Scroll down to Connections.
I have it plugged into the Blue Jack after I have converted it from a rca white/red cable into a single stereo 3.5 mm jack with an extender at the end.
and to answer your question, no its a desktop.
It was a common “feature” of several old SoundBlaster cards that they would clip the input just short of 0 dB. It’s perfectly possible that your sound card could be doing this,
And to bring this around, Audacity doesn’t do anything in real time. No effects, no filters, no clipping, zippo. It inhales the bitstream from the computer and tries to deal with it.
One of the complaints is that Audacity is a complete slave to the computer that’s running it, whether the computer is broken or not.
In that instruction posting, there is a $30USD USB adapter that can be put to work if your sound card is a lost cause. It’s the same solution for laptops that have no blue socket. Since you have a deskside, you can try to find and install a better sound card, but internal cards start out life with several problems.
The inside of a computer is not a pleasant place. It’s hot and electrically noisy, so the external card isn’t a bad choice.
The Behringer is one of the devices that will allow you to do sound-on-sound overdubbing and multi-track.
is that why people buy external sound cards because there is less interference and you can get better quality results?

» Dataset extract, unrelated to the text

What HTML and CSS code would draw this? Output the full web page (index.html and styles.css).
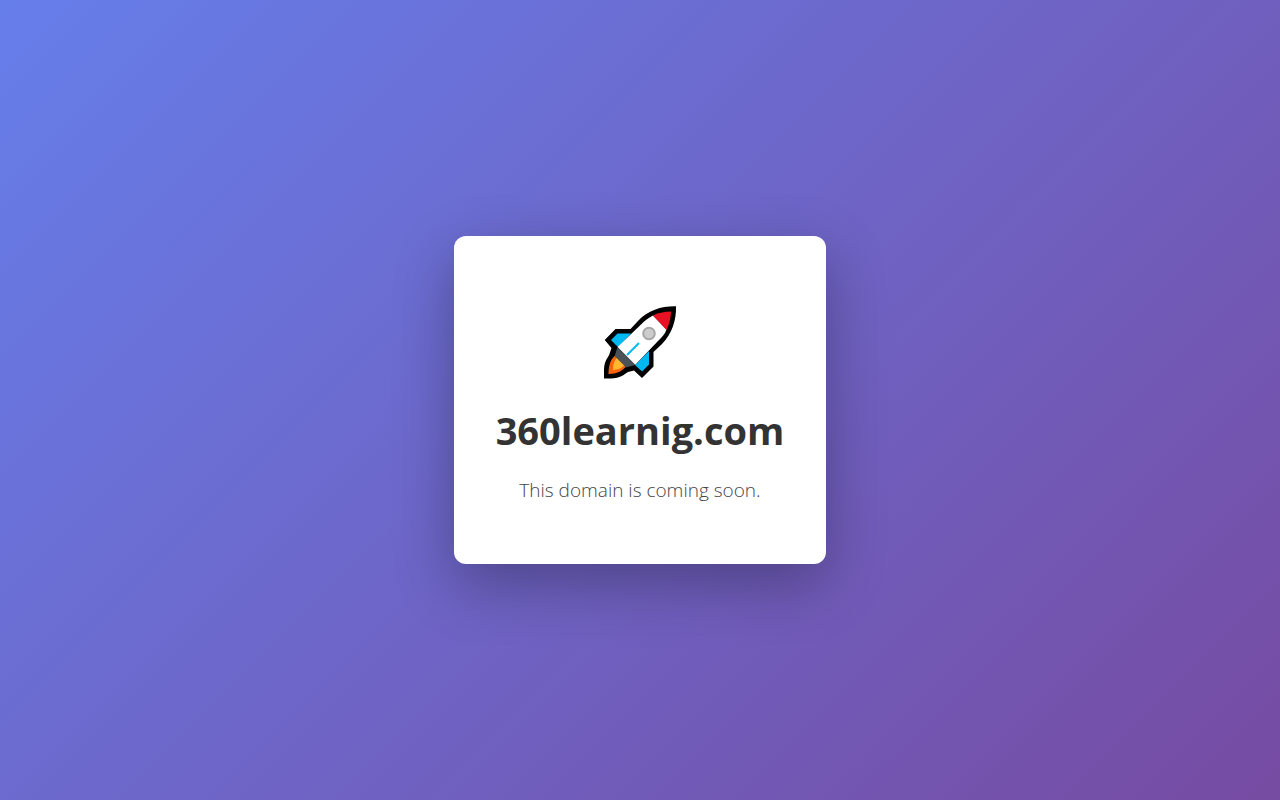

Yes, though I’ve not personally had problems with internal (PCI) sound cards picking up interference in full size computers. Interference problems are most common on laptop PCs because the circuitry is so close to other (electrically noisy) circuitry. When installing a PCI sound card in a full size computer I try to leave a bit of space between the sound card and other cards (particularly the graphics card). High quality internal sound cards are usually electrically shielded to prevent picking up noise from other components.
Personally I prefer to use a reasonable quality PCI sound card than a USB sound card. USB sound cards can suffer connection problems and drop-outs (missing data), particularly if processor usage gets high, whereas PCI sound cards are generally more resilient against such issues.
There are pros and cons for both PCI and USB sound cards. For my laptop I use a USB sound card (a cheap Behringer UCA 202) which is considerably better than the on-board sound cards and has always been very reliable for me.